To our knowledge this is the first report showing a possible association between procholestatic ABCB4 and ABCB11 variants and severe cholestasis following hepatitis A. Of note, the prevalence of the ABCB11 [GG] risk variant reaches 20-50% in the European populations.30 Moreover, the ABCB4 c.711 risk variant is caused by the major [A] allele. Hence this genotype, composed of two common alleles in different loci, is present in a relatively large number of individuals, who once infected with HAV may be at a risk of severe course of the disease. Although genotyping of further patients is necessary to confirm the association between the hepatocanalicular transporter variants and severe cholestasis in the setting of hepatitis A, it can be speculated that carriers of the at-risk genotypes would benefit from HAV vaccination.

Abbreviations

  • HAV: hepatitis A virus.

  • AP: alkaline phosphatase.

  • ABCB4: ATP-binding cassette transporter 4.
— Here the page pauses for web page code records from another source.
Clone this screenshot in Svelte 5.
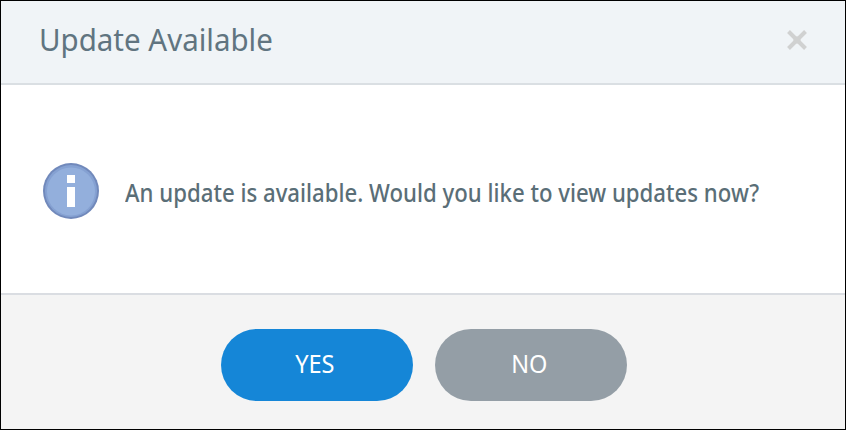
<script lang="ts">
    let {
        title = "Update Available",
        message = "An update is available. Would you like to view updates now?",
        onanswer = (accepted: boolean) => {}
    } = $props();

    let open = $state(true);

    function answer(accepted: boolean) {
        open = false;
        onanswer(accepted);
    }
</script>

<style>
    :global(body) {
        background: #fff;
    }

    .dialog {
        box-sizing: border-box;
        width: 846px;
        height: 430px;
        display: flex;
        flex-direction: column;
        border: 1px solid #000;
        background: #fff;
        font-family: "Noto Sans", "Open Sans", sans-serif;
        color: #5a6e77;
    }

    .header {
        box-sizing: border-box;
        height: 84px;
        display: flex;
        align-items: center;
        justify-content: space-between;
        padding: 0 38px 4px;
        border-bottom: 2px solid #dadfe3;
        background: #f0f4f7;
    }

    .title {
        margin: 0;
        font-size: 30px;
        font-weight: 400;
        line-height: 40px;
        white-space: nowrap;
        color: #607480;
    }

    /* slightly condensed lettering */
    .title span,
    .message span,
    .button span {
        display: inline-block;
        transform-origin: left center;
    }

    .title span {
        transform: scaleX(0.983);
    }

    .message span {
        transform: scaleX(0.888);
    }

    .button span {
        transform: scaleX(0.94);
        transform-origin: center;
    }

    .close {
        width: 20px;
        height: 20px;
        padding: 0;
        border: 0;
        background: none;
        cursor: pointer;
    }

    .close svg,
    .info {
        display: block;
    }

    .body {
        flex: 1;
        display: flex;
        align-items: center;
        gap: 25px;
        padding: 4px 41px 0;
    }

    .info {
        flex: none;
    }

    .message {
        margin: 0;
        padding-top: 1px;
        font-size: 25px;
        font-weight: 500;
        line-height: 34px;
        white-space: nowrap;
    }

    .footer {
        box-sizing: border-box;
        height: 136px;
        display: flex;
        justify-content: center;
        gap: 22px;
        padding-top: 34px;
        padding-left: 2px;
        border-top: 2px solid #dadde2;
        background: #f4f4f4;
    }

    .button {
        width: 192px;
        height: 72px;
        padding: 0 4px 4px 0;
        border: 0;
        border-radius: 36px;
        background: #949ea6;
        font-family: inherit;
        font-size: 25px;
        color: #fff;
        cursor: pointer;
    }

    .button.primary {
        background: #1586d7;
    }
</style>

{#if open}
    <div class="dialog" role="dialog" aria-label={title}>
        <div class="header">
            <h1 class="title"><span>{title}</span></h1>
            <button class="close" aria-label="Close" onclick={() => answer(false)}>
                <svg width="20" height="20" viewBox="0 0 20 20">
                    <path d="M1.5 1.5L18.5 18.5M18.5 1.5L1.5 18.5" stroke="#d0d1d1" stroke-width="4" />
                    <path d="M6.5 6.5h7v7h-7z" fill="#d0d1d1" />
                </svg>
            </button>
        </div>

        <div class="body">
            <svg class="info" width="58" height="58" viewBox="0 0 58 58">
                <circle cx="29" cy="29" r="28" fill="#7189bb" />
                <circle cx="29" cy="29" r="26" fill="#85a1d2" />
                <circle cx="29" cy="29.5" r="24" fill="#93afdc" />
                <path d="M25 13h8v8h-8zM25 25h8v20h-8z" fill="#fff" />
            </svg>
            <p class="message"><span>{message}</span></p>
        </div>

        <div class="footer">
            <button class="button primary" onclick={() => answer(true)}><span>YES</span></button>
            <button class="button" onclick={() => answer(false)}><span>NO</span></button>
        </div>
    </div>
{/if}
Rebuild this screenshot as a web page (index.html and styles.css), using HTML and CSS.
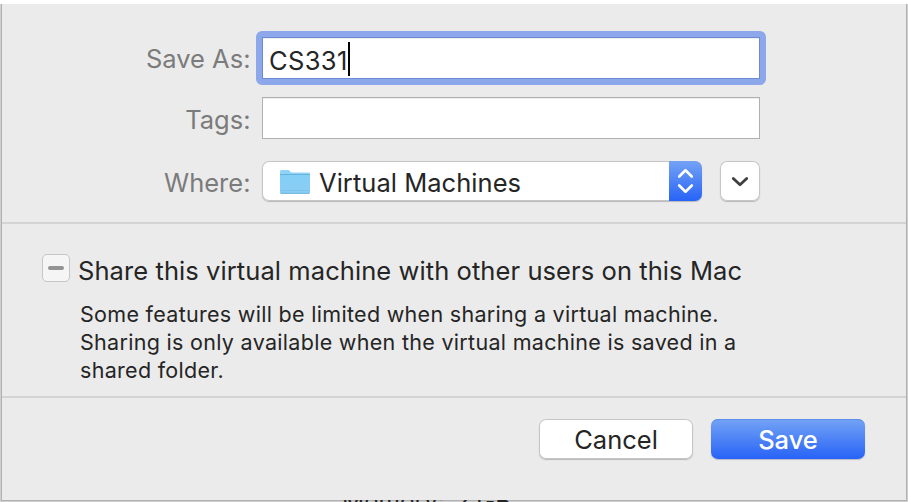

  • ABCB11: ATP-binding cassette transporter 11.

  • ABCG5/8: ATP-binding cassette transporter 5/8.

  • ATP8B1: ATPase, class I, type 8B, member 1.

  • FXR: farnesoid X receptor.

  • HBV: hepatitis B virus.

  • HCV: hepatitis C virus.

  • CMV: cytomegalovirus.

  • EBV: Epstein-Barr virus.

  • ALT: alanine aminotransferase.

  • AIH: autoimmune hepatitis.

  • PBC: primary biliary cirrhosis.

  • UDCA: ursodeoxycholic acid.

  • PAP: plasma absorption.

  • ABCC2: multispecific organic anion transporter.

Conflict of Interest

We declare that we have no conflict of interest.

Financial Disclosure

We declare that we have nothing to disclose.